When the Detroit Lions got Calvin Johnson with the second overall pick in 2007, but a former team executive has revealed who the backup plan was.
One of the previous times the Detroit Lions had the second overall, they got wide receiver Calvin Johnson in 2007. The Oakland Raiders had the No. 1 overall pick that year, and took one of the all-time draft busts in quarterback JaMarcus Russell.
The 33rd Team gathered some former NFL executives for draft reflections. Former Lions team president Tom Lewand was one who had a story, and it involved the No. 2 pick in the 2007 draft.

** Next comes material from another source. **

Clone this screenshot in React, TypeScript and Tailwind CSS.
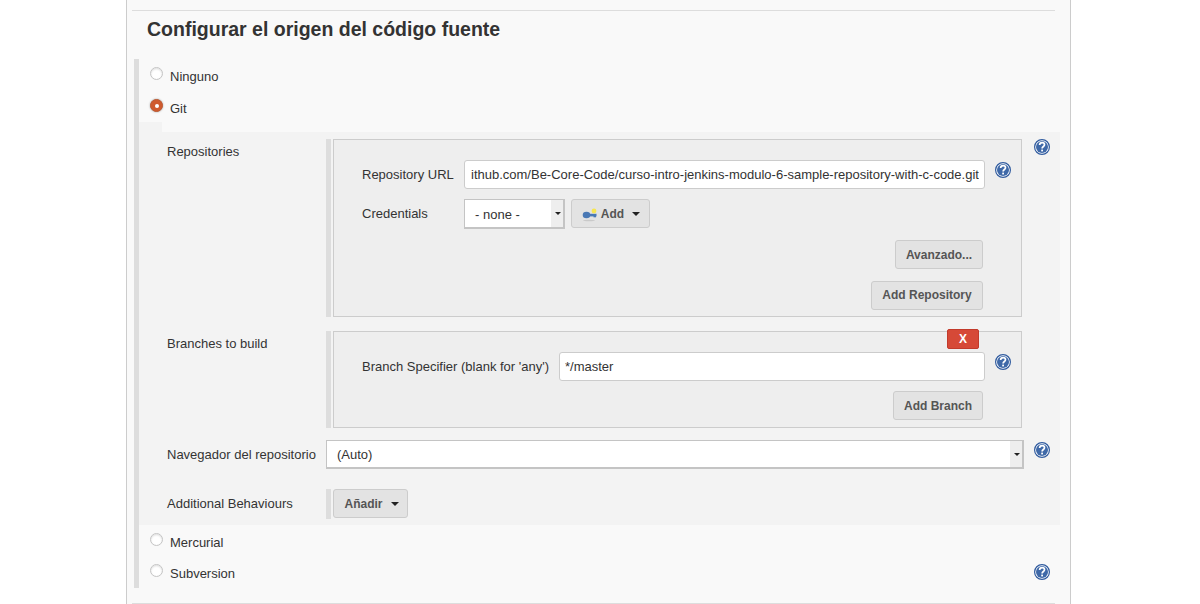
function HelpIcon({ className = '' }: { className?: string }) {
  return (
    <svg viewBox="0 0 16 16" className={`h-4 w-4 shrink-0 ${className}`}>
      <circle cx="8" cy="8" r="7.4" fill="#fff" stroke="#2f5a9e" strokeWidth="1.2" />
      <circle cx="8" cy="8" r="6" fill="#3f69a8" />
      <path d="M5.6 6c.1-1.5 1.1-2.3 2.5-2.3 1.4 0 2.4.9 2.4 2.1 0 1.8-2.4 1.7-2.4 3.7" fill="none" stroke="#fff" strokeWidth="1.7" />
      <rect x="7.2" y="10.6" width="1.8" height="1.8" fill="#fff" />
    </svg>
  );
}

function KeyIcon() {
  return (
    <svg viewBox="0 0 16 16" className="h-4 w-4 shrink-0">
      <ellipse cx="7" cy="14.5" rx="6" ry="0.8" fill="#c9c9c9" />
      <ellipse cx="4.5" cy="9" rx="3.8" ry="3.2" fill="#4a79b5" />
      <rect x="6" y="7.8" width="8.5" height="2.6" fill="#4a79b5" />
      <rect x="11.5" y="9.8" width="2.5" height="1.5" fill="#4a79b5" />
      <circle cx="12" cy="5" r="2.4" fill="#f7e651" />
    </svg>
  );
}

function Caret({ className = '' }: { className?: string }) {
  return <span className={`inline-block h-0 w-0 border-x-4 border-t-4 border-x-transparent border-t-[#222] ${className}`} />;
}

function Radio({ label, checked, help, className = '' }: { label: string; checked?: boolean; help?: boolean; className?: string }) {
  return (
    <div className={`flex h-[18px] items-center pl-[11px] ${className}`}>
      {checked ? (
        <span className="mb-[7px] flex h-[13px] w-[13px] items-center justify-center rounded-full border border-[#bf5a32] bg-[#cf5a2e] shadow-[0_0_2px_#999]">
          <span className="h-[4px] w-[4px] rounded-full bg-white" />
        </span>
      ) : (
        <span className="mb-[7px] h-[13px] w-[13px] rounded-full border border-[#c4c4c4] bg-white shadow-[inset_0_1px_2px_#ddd]" />
      )}
      <span className="ml-[7px]">{label}</span>
      {help && <HelpIcon className="mb-[5px] ml-auto mr-[20px]" />}
    </div>
  );
}

function Btn({ children, className = '' }: { children: React.ReactNode; className?: string }) {
  return (
    <div className={`flex h-[29px] items-center justify-center rounded-[3px] border border-[#ccc] bg-[#e3e3e3] text-[12px] font-bold text-[#555] ${className}`}>
      {children}
    </div>
  );
}

function TextField({ value, className = '' }: { value: string; className?: string }) {
  return (
    <input
      readOnly
      value={value}
      className={`h-[29px] rounded-[3px] border border-[#ccc] bg-white pr-[5px] text-[13px] text-[#333] outline-none ${className}`}
    />
  );
}

function FakeSelect({ value, className = '', pad }: { value: string; className?: string; pad: string }) {
  return (
    <div className={`flex border border-b-2 border-r-2 border-[#c4c4c4] bg-white ${className}`}>
      <span className={`flex flex-1 items-center ${pad}`}>{value}</span>
      <span className="flex w-[12px] items-center justify-center bg-[#eee] pl-[1px]">
        <Caret className="!border-x-[3px] !border-t-[3px]" />
      </span>
    </div>
  );
}

export default function App() {
  return (
    <div className="h-[604px] w-[1200px] overflow-hidden bg-white font-['Liberation_Sans',sans-serif] text-[13px] text-[#333]">
      <div className="ml-[126px] h-[604px] w-[945px] border-x border-[#ccc] bg-[#f9f9f9] pl-[5px] pt-[10px]">
        <div className="mr-[15px] border-t border-[#ddd] pl-[15px] pt-[6px]">
          <h1 className="text-[19.5px] font-bold leading-[24px]">Configurar el origen del código fuente</h1>
        </div>

        <div className="ml-[2px] mt-[18px] h-[529px] border-l-[5px] border-[#ddd] pt-[9px]">
          <Radio label="Ninguno" />
          <Radio label="Git" checked className="mt-[14px]" />

          <div className="mt-[4px] h-[10px] w-[23px] bg-[#f3f3f3]" />
          <div className="w-[921px] bg-[#f3f3f3] pb-[6px] pl-[28px] pt-[7px]">
            <div className="flex items-start">
              <div className="w-[159px] pt-[3px]">Repositories</div>
              <div className="mr-[2px] h-[178px] w-[5px] bg-[#ddd]" />
              <div className="h-[178px] w-[689px] border border-[#ccc] bg-[#eee] pl-[28px] pt-[20px]">
                <div className="flex items-start">
                  <label className="flex h-[29px] w-[102px] items-center">Repository URL</label>
                  <TextField value="ithub.com/Be-Core-Code/curso-intro-jenkins-modulo-6-sample-repository-with-c-code.git" className="w-[521px] pl-[6px]" />
                  <HelpIcon className="ml-[10px] mt-[2px]" />
                </div>
                <div className="mt-[10px] flex items-start">
                  <label className="flex h-[29px] w-[102px] items-center">Credentials</label>
                  <FakeSelect value="- none -" className="h-[30px] w-[101px]" pad="pl-[10px] pt-[2px]" />
                  <Btn className="ml-[6px] w-[79px] gap-[3px] pl-[1px]">
                    <KeyIcon />
                    <span>Add</span>
                    <Caret className="ml-[5px]" />
                  </Btn>
                </div>
                <div className="mr-[38px] mt-[11px] flex flex-col items-end gap-[12px]">
                  <Btn className="w-[88px]">Avanzado...</Btn>
                  <Btn className="w-[112px] pb-[1px]">Add Repository</Btn>
                </div>
              </div>
              <HelpIcon className="ml-[12px]" />
            </div>

            <div className="mt-[14px] flex items-start">
              <div className="w-[159px] pt-[3px]">Branches to build</div>
              <div className="mr-[2px] h-[97px] w-[5px] bg-[#ddd]" />
              <div className="relative h-[97px] w-[689px] border border-[#ccc] bg-[#eee] pl-[28px] pt-[20px]">
                <div className="absolute left-[613px] top-[-3px] flex h-[20px] w-[32px] items-center justify-center rounded-[2px] border border-[#c23a2b] bg-[#d64937] text-[12px] font-bold text-white">X</div>
                <div className="flex items-start">
                  <label className="flex h-[29px] w-[197px] items-center">Branch Specifier (blank for 'any')</label>
                  <TextField value="*/master" className="w-[426px] pl-[5px]" />
                  <HelpIcon className="ml-[10px] mt-[2px]" />
                </div>
                <div className="mr-[38px] mt-[10px] flex justify-end">
                  <Btn className="w-[90px]">Add Branch</Btn>
                </div>
              </div>
            </div>

            <div className="mt-[12px] flex items-start">
              <div className="flex h-[29px] w-[159px] items-center">Navegador del repositorio</div>
              <FakeSelect value="(Auto)" className="h-[29px] w-[698px]" pad="pl-[10px] pt-[2px]" />
              <HelpIcon className="ml-[10px] mt-[2px]" />
            </div>

            <div className="mt-[20px] flex items-start">
              <div className="flex h-[29px] w-[159px] items-center">Additional Behaviours</div>
              <div className="mr-[2px] h-[30px] w-[5px] bg-[#ddd]" />
              <Btn className="w-[75px] gap-[8px] pl-[2px]">
                <span>Añadir</span>
                <Caret />
              </Btn>
            </div>
          </div>

          <Radio label="Mercurial" className="mt-[9px]" />
          <Radio label="Subversion" help className="mt-[13px]" />
        </div>

        <div className="mr-[15px] mt-[15px] border-t border-[#ddd]" />
      </div>
    </div>
  );
}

Detroit Lions’ 2007 front office was split on what to do if Calvin Johnson was gone
We knew we wanted Calvin [Johnson] at No. 2,” said Tom Lewand, former President of the Detroit Lions. “We didn’t know who [Oakland Raiders owner] Al Davis was going to take at No. 1. We hoped he was going to take Jamarcus Russell, but we didn’t know. When we had Jamarcus in for a pre-draft interview, it was the worst interview—bar-none—I’ve ever sat in. He was looking at his watch the whole time, completely disinterested. He didn’t want to be there, and we actually kicked him out of the building. Our GM at the time, Matt Millen, actually picked up the phone and called Al Davis and told him about it—’don’t draft this guy. He’s going to kill your franchise.’ I looked at him, like, ‘what are you doing?! You’re just asking him to take Calvin!’ If the Raiders had taken Calvin, we were split. One group wanted Adrian Peterson another wanted an available pass rusher, specifically Gaines Adams. That was one of the few times, we had any kind of uncertainty like that.”
The funniest element of the story is Matt Millen calling Al Davis to warn him about Russell, which the venerable Raiders’ owner clearly ignored and surely saw as misdirection on the part of the then-Lions’ general manager.
Adrian Peterson of course landed with the division rival Minnesota Vikings seventh overall in the 2007, running around and through Lions’ defenses throughout his tenure in Minnesota. Gaines Adams went fourth overall to the Tampa Bay Buccaneers, and played just three NFL seasons.
So if Johnson had been drafted first overall by the Raiders in 2007, the Lions’ backup plan at No. 2 either would have turned out very well (a Hall of Fame running back who eventually landed in Detroit late in his career) or very poorly (a draft bust). But fortune smiled on them when Oakland went with Russell, and a Hall of Fame receiver landed in Detroit without question.